When Refusing a Cash Match Makes Sense
Declining a match is rational if: wagering deadline conflicts with your realistic play volume; permitted games exclude your preferred high-RTP or volatility sweet spot; dual wallet sequencing plus high wagering traps value until after typical stop points; or you intend to play a high-volatility strategy where early huge hits are more valuable banked immediately than locked inside clearance conditions. Saying “no” is a strategic tool, not a missed opportunity.
Future Trends in Cash Match Design
Expect more dynamic, data-informed matches that tailor percentage or cap to predicted life-time value bands while publicly maintaining fairness via transparent ERR-style presentation. Progressive real-time meters showing remaining effective rollover will become standard, reducing confusion but also keeping engagement loops active. Ethical differentiation will hinge on clarity: surfacing normalized metrics (“You have cleared 45% of wagering”) rather than burying them in support FAQs. Players who already internalize effective metrics will navigate these evolutions confidently.
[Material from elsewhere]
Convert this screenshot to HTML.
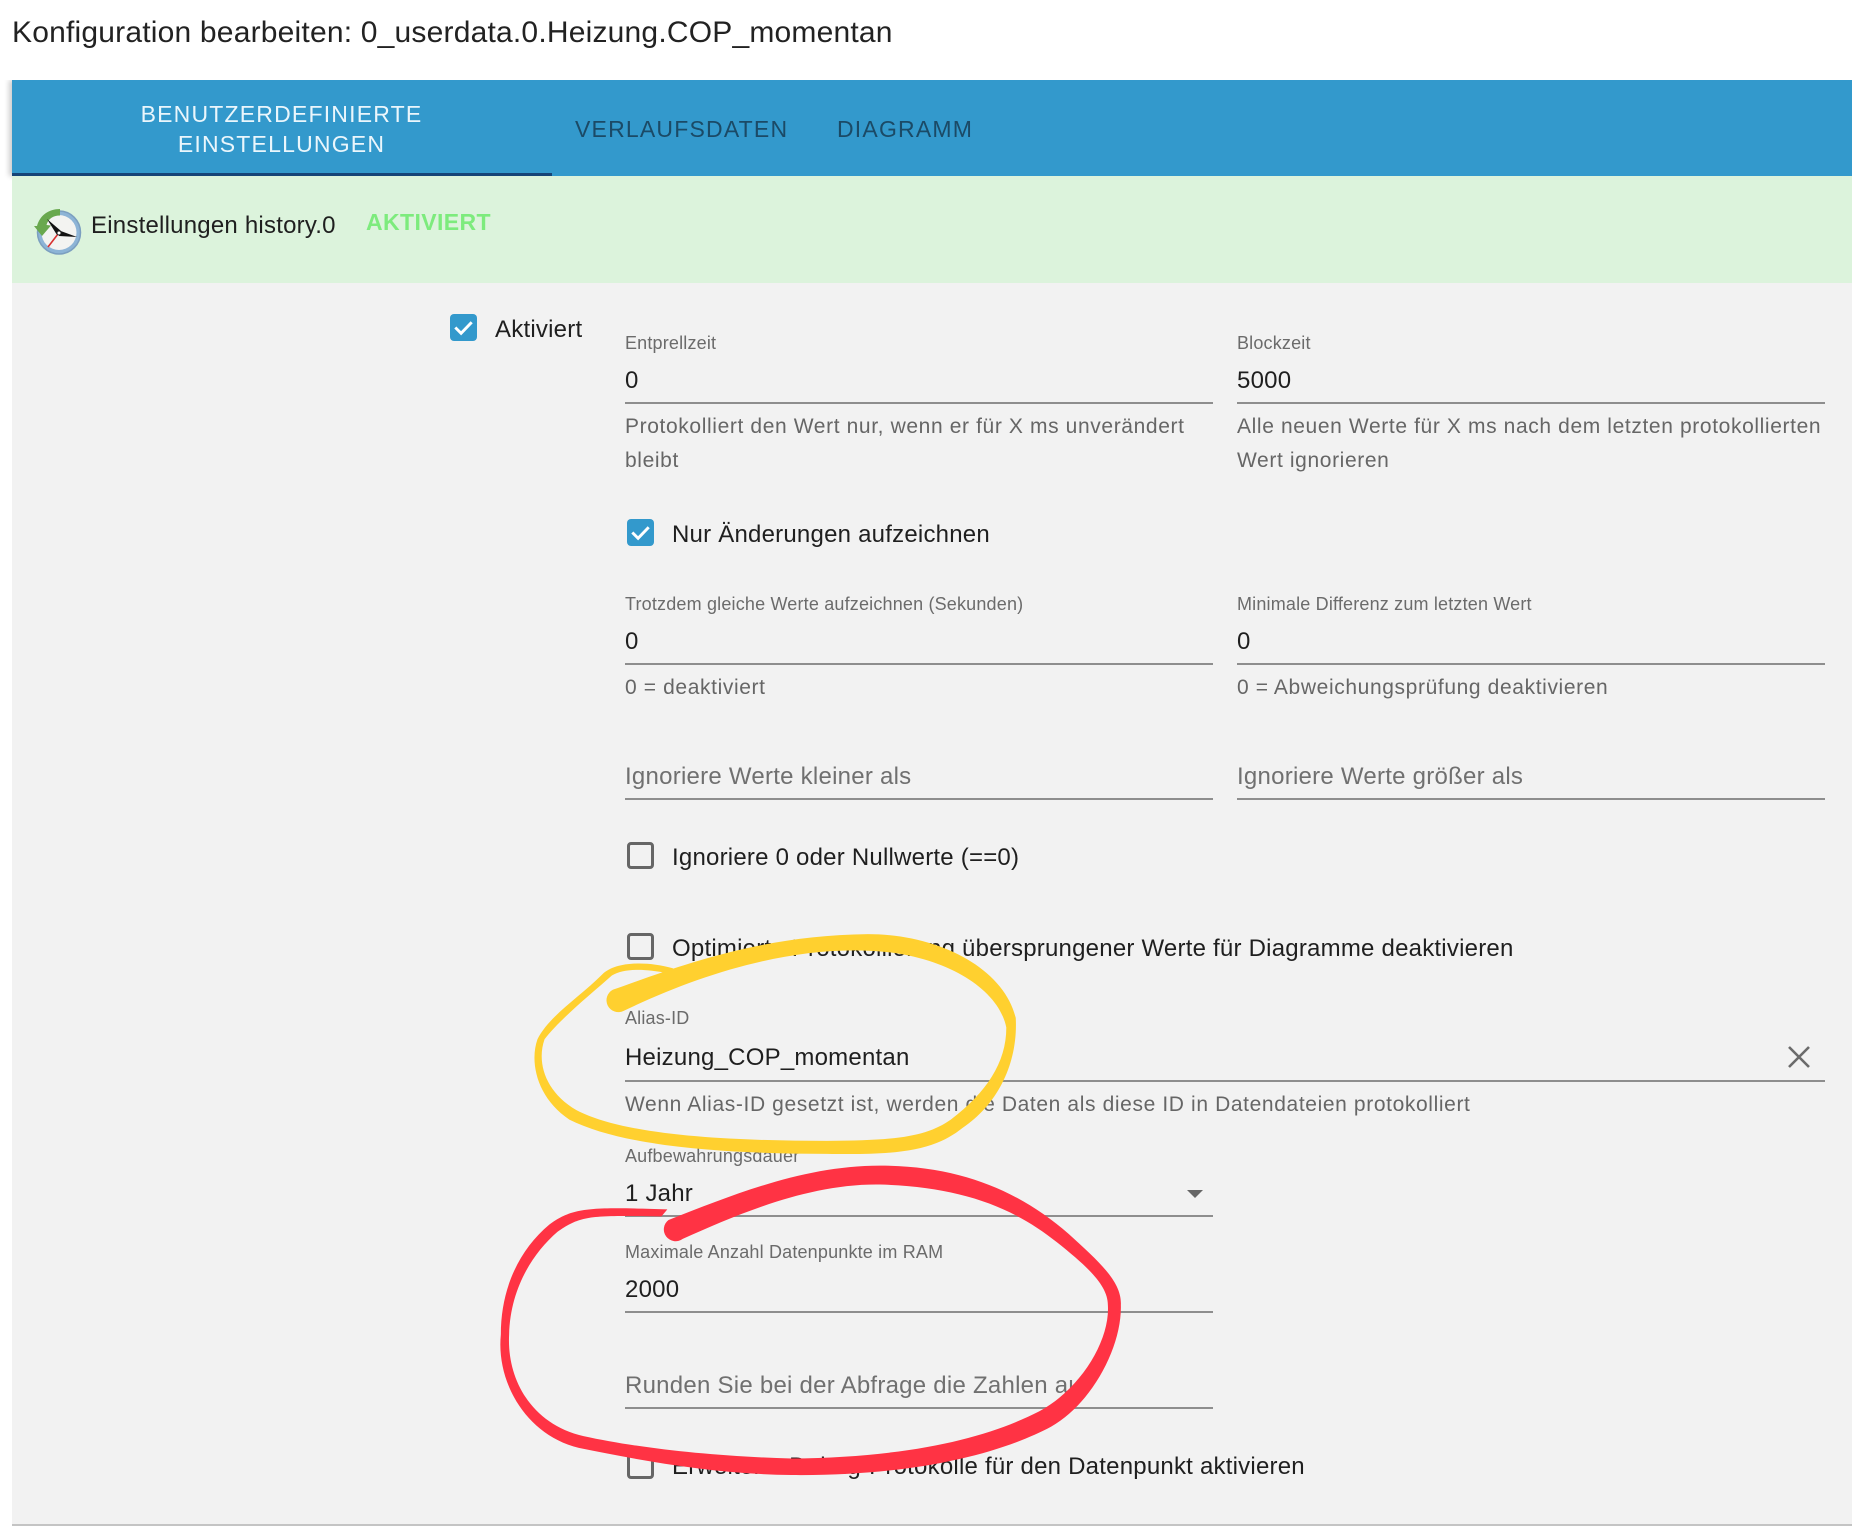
<!DOCTYPE html>
<html lang="de">
<head>
<meta charset="utf-8">
<title>Konfiguration bearbeiten</title>
<style>
html,body{margin:0;padding:0;background:#fff}
body{position:relative;width:1852px;height:1540px;overflow:hidden;font-family:"Liberation Sans",sans-serif;color:#222}
div{position:absolute}
.t{white-space:nowrap;line-height:1}
.v{font-size:24px;color:#1f1f1f;letter-spacing:.22px}
.l{font-size:18px;color:#6b6b6b;letter-spacing:.18px}
.h{font-size:21px;letter-spacing:.62px;color:#666}
.p{font-size:24px;color:#707070;letter-spacing:.25px}
.ln{height:2px;background:#8e8e8e}
.cb{width:27px;height:27px;background:#3399cc;border-radius:4px}
.ub{width:21px;height:21px;border:3px solid #666;border-radius:4px}
.tab{font-size:23px;letter-spacing:1.2px}
svg{position:absolute}
</style>
</head>
<body>
<div class="t" style="left:12px;top:18px;font-size:30px;letter-spacing:.2px;color:#222">Konfiguration bearbeiten: 0_userdata.0.Heizung.COP_momentan</div>

<div style="left:12px;top:80px;width:1840px;height:96px;background:#3399cc"></div>
<div style="left:12px;top:80px;width:540px;height:96px;box-shadow:-3px 0 5px rgba(0,0,0,.2);clip-path:inset(0 540px -5px -8px)"></div>
<div style="left:12px;top:173px;width:540px;height:3px;background:#164477"></div>
<div class="t tab" style="left:12px;width:539px;text-align:center;top:103px;color:#eaf6fc">BENUTZERDEFINIERTE</div>
<div class="t tab" style="left:12px;width:539px;text-align:center;top:133px;color:#eaf6fc">EINSTELLUNGEN</div>
<div class="t tab" style="left:575px;top:118px;color:#1b4a66">VERLAUFSDATEN</div>
<div class="t tab" style="left:837px;top:118px;color:#1b4a66">DIAGRAMM</div>

<div style="left:12px;top:176px;width:1840px;height:107px;background:#dcf3dc"></div>
<div style="left:12px;top:283px;width:1840px;height:1242px;background:#f2f2f2"></div>
<div style="left:12px;top:1524px;width:1840px;height:2px;background:#c4c4c4"></div>

<svg style="left:33px;top:206px" width="50" height="50" viewBox="0 0 50 50">
<circle cx="26" cy="26.500" r="21.500" fill="#8db4d6" stroke="#7c9fc0" stroke-width="1.500"/>
<circle cx="26" cy="26.500" r="17.500" fill="#f3f3f1"/>
<path d="M4 20 C7 9 16 3 27 3 L27 9.500 C20 9.500 15 13 13.500 19 L18 19.500 L9 30 L1 20 Z" fill="#69a84e"/>
<path d="M14 13 L28 25 L24 29 Z" fill="#111"/>
<path d="M25 24 L44 31 L26 30 Z" fill="#111"/>
<path d="M25 28 L15 41" stroke="#d83030" stroke-width="1.600"/>
<circle cx="26" cy="27" r="2" fill="#fff" stroke="#222"/>
</svg>
<div class="t v" style="left:91px;top:214px">Einstellungen history.0</div>
<div class="t" style="left:366px;top:211px;font-size:23px;font-weight:bold;color:#7deb7d;letter-spacing:.4px">AKTIVIERT</div>

<div class="cb" style="left:450px;top:314px"></div>
<svg style="left:450px;top:314px" width="27" height="27" viewBox="0 0 28 28"><path d="M5.500 14 L11.500 20 L22.500 8.500" fill="none" stroke="#fff" stroke-width="3"/></svg>
<div class="t v" style="left:495px;top:318px">Aktiviert</div>

<div class="t l" style="left:625px;top:334px">Entprellzeit</div>
<div class="t v" style="left:625px;top:369px">0</div>
<div class="ln" style="left:625px;top:402px;width:588px"></div>
<div class="t h" style="left:625px;top:416px">Protokolliert den Wert nur, wenn er für X ms unverändert</div>
<div class="t h" style="left:625px;top:450px">bleibt</div>

<div class="t l" style="left:1237px;top:334px">Blockzeit</div>
<div class="t v" style="left:1237px;top:369px">5000</div>
<div class="ln" style="left:1237px;top:402px;width:588px"></div>
<div class="t h" style="left:1237px;top:416px">Alle neuen Werte für X ms nach dem letzten protokollierten</div>
<div class="t h" style="left:1237px;top:450px">Wert ignorieren</div>

<div class="cb" style="left:627px;top:519px"></div>
<svg style="left:627px;top:519px" width="27" height="27" viewBox="0 0 28 28"><path d="M5.500 14 L11.500 20 L22.500 8.500" fill="none" stroke="#fff" stroke-width="3"/></svg>
<div class="t v" style="left:672px;top:523px">Nur Änderungen aufzeichnen</div>

<div class="t l" style="left:625px;top:595px">Trotzdem gleiche Werte aufzeichnen (Sekunden)</div>
<div class="t v" style="left:625px;top:630px">0</div>
<div class="ln" style="left:625px;top:663px;width:588px"></div>
<div class="t h" style="left:625px;top:677px">0 = deaktiviert</div>

<div class="t l" style="left:1237px;top:595px">Minimale Differenz zum letzten Wert</div>
<div class="t v" style="left:1237px;top:630px">0</div>
<div class="ln" style="left:1237px;top:663px;width:588px"></div>
<div class="t h" style="left:1237px;top:677px">0 = Abweichungsprüfung deaktivieren</div>

<div class="t p" style="left:625px;top:765px">Ignoriere Werte kleiner als</div>
<div class="ln" style="left:625px;top:798px;width:588px"></div>
<div class="t p" style="left:1237px;top:765px">Ignoriere Werte größer als</div>
<div class="ln" style="left:1237px;top:798px;width:588px"></div>

<div class="ub" style="left:627px;top:842px"></div>
<div class="t v" style="left:672px;top:846px">Ignoriere 0 oder Nullwerte (==0)</div>

<div class="ub" style="left:627px;top:933px"></div>
<div class="t v" style="left:672px;top:937px">Optimierte Protokollierung übersprungener Werte für Diagramme deaktivieren</div>

<div class="t l" style="left:625px;top:1009px">Alias-ID</div>
<div class="t v" style="left:625px;top:1046px">Heizung_COP_momentan</div>
<div class="ln" style="left:625px;top:1080px;width:1200px"></div>
<svg style="left:1786px;top:1044px" width="26" height="26" viewBox="0 0 26 26"><path d="M3 3 L23 23 M23 3 L3 23" stroke="#6b6b6b" stroke-width="2.600" fill="none"/></svg>
<div class="t h" style="left:625px;top:1094px">Wenn Alias-ID gesetzt ist, werden die Daten als diese ID in Datendateien protokolliert</div>

<div class="t l" style="left:625px;top:1147px">Aufbewahrungsdauer</div>
<div class="t v" style="left:625px;top:1182px">1 Jahr</div>
<div class="ln" style="left:625px;top:1215px;width:588px"></div>
<svg style="left:1187px;top:1190px" width="16" height="8" viewBox="0 0 16 8"><path d="M0 0 L16 0 L8 8 Z" fill="#666"/></svg>

<div class="t l" style="left:625px;top:1243px">Maximale Anzahl Datenpunkte im RAM</div>
<div class="t v" style="left:625px;top:1278px">2000</div>
<div class="ln" style="left:625px;top:1311px;width:588px"></div>

<div class="t p" style="left:625px;top:1374px">Runden Sie bei der Abfrage die Zahlen auf</div>
<div class="ln" style="left:625px;top:1407px;width:588px"></div>

<div class="ub" style="left:627px;top:1452px"></div>
<div class="t v" style="left:672px;top:1455px">Erweiterte Debug-Protokolle für den Datenpunkt aktivieren</div>

<svg style="left:0;top:0" width="1852" height="1540" viewBox="0 0 1568 1304">
<path fill="#ffd02f" d="M519 838 C570 820 640 792 735 791 C795 791 850 820 860 862 C862 900 845 935 815 955 C790 975 760 978 700 977 C620 977 530 972 482 948 C455 930 448 900 455 880 C465 860 490 845 510 825 C520 815 545 813 570 820 L565 824 C545 820 528 820 518 826 C500 842 475 862 461 880 C454 900 462 925 488 940 C530 962 620 966 700 966 C760 966 785 962 805 948 C835 925 852 900 852 870 C845 835 795 807 735 805 C665 802 590 826 528 856 A9 9 0 0 1 519 838 Z"/>
<path fill="#ff3344" d="M566 1033 C620 1012 680 987 745 987 C815 987 865 1010 905 1045 C930 1068 950 1085 949 1105 C950 1140 925 1188 890 1208 C845 1232 770 1250 670 1249 C600 1248 540 1236 490 1226 C445 1215 420 1170 424 1130 C424 1090 440 1058 465 1037 C485 1022 500 1022 565 1024 L560 1030 C500 1029 492 1029 472 1043 C450 1062 432 1092 431 1130 C429 1168 450 1206 494 1216 C540 1226 600 1233 670 1235 C770 1234 835 1218 880 1195 C915 1176 940 1135 938 1105 C938 1088 920 1072 895 1052 C855 1020 810 1005 745 1003 C685 1002 625 1028 578 1049 A9 9 0 0 1 566 1033 Z"/>
</svg>
</body>
</html>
Final Perspective: How Cash Matches Truly Affect Bonuses
Cash matches are not mere add-ons; they define the economic skeleton of a bonus. They influence your optimal deposit size, bankroll variance trajectory, wagering feasibility, psychological experience, and ultimate withdrawal probability. By decoding ratio, wallet model, wagering base, weighting, bet caps, stickiness, RTP access, vesting pattern, and time window, you convert a marketing headline into a precise risk-reward profile. Mastery here doesn’t magically turn bonuses into profitable ventures long-term (house RTP ensures a negative expectation), but it maximizes entertainment efficiency, protects you from predatory frictions, and aligns offers with personal goals instead of impulsive impulses. Treat every match as a structured contract: read, normalize, decide, and—most importantly—walk away when its shape no longer fits your plan.